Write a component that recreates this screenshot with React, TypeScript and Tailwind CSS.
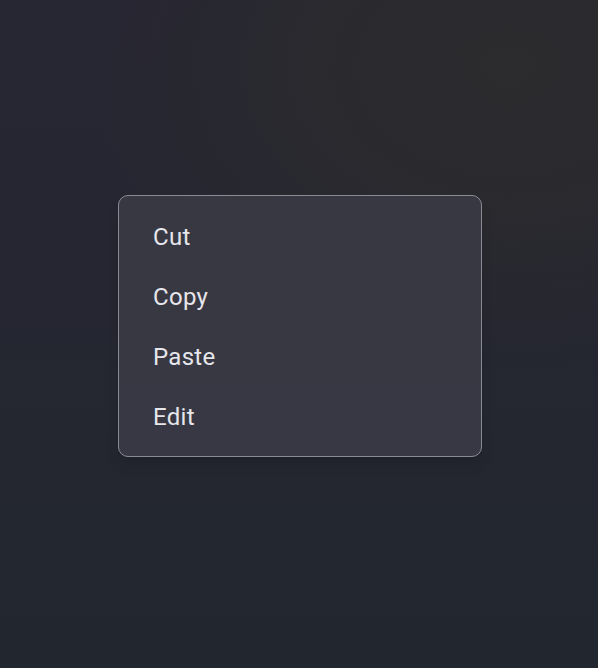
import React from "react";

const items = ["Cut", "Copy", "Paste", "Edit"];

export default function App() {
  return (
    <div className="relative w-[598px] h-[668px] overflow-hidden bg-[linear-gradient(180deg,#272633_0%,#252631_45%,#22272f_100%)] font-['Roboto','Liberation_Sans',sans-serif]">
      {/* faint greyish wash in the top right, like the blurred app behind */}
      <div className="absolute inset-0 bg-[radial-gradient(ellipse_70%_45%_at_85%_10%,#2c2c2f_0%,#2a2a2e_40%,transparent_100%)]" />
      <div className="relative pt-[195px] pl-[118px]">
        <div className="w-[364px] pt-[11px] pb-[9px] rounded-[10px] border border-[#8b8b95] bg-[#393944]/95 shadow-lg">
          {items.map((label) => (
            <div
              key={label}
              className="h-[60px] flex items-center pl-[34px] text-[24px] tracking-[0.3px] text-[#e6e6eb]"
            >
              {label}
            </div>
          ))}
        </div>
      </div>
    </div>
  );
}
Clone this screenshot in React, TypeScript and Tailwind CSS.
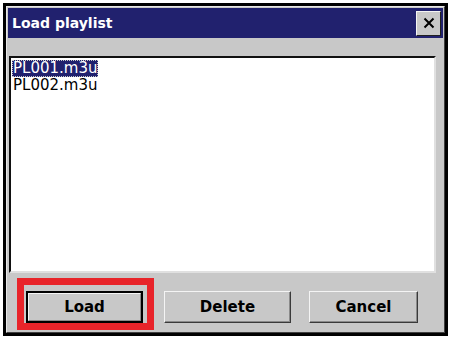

Stated goal
Repeat the material exactly as it reads, without any of its pictures.

Task result
Write a component that recreates this screenshot with React, TypeScript and Tailwind CSS.
import React from "react";

const items = ["Cut", "Copy", "Paste", "Edit"];

export default function App() {
  return (
    <div className="relative w-[598px] h-[668px] overflow-hidden bg-[linear-gradient(180deg,#272633_0%,#252631_45%,#22272f_100%)] font-['Roboto','Liberation_Sans',sans-serif]">
      {/* faint greyish wash in the top right, like the blurred app behind */}
      <div className="absolute inset-0 bg-[radial-gradient(ellipse_70%_45%_at_85%_10%,#2c2c2f_0%,#2a2a2e_40%,transparent_100%)]" />
      <div className="relative pt-[195px] pl-[118px]">
        <div className="w-[364px] pt-[11px] pb-[9px] rounded-[10px] border border-[#8b8b95] bg-[#393944]/95 shadow-lg">
          {items.map((label) => (
            <div
              key={label}
              className="h-[60px] flex items-center pl-[34px] text-[24px] tracking-[0.3px] text-[#e6e6eb]"
            >
              {label}
            </div>
          ))}
        </div>
      </div>
    </div>
  );
}
Clone this screenshot in React, TypeScript and Tailwind CSS.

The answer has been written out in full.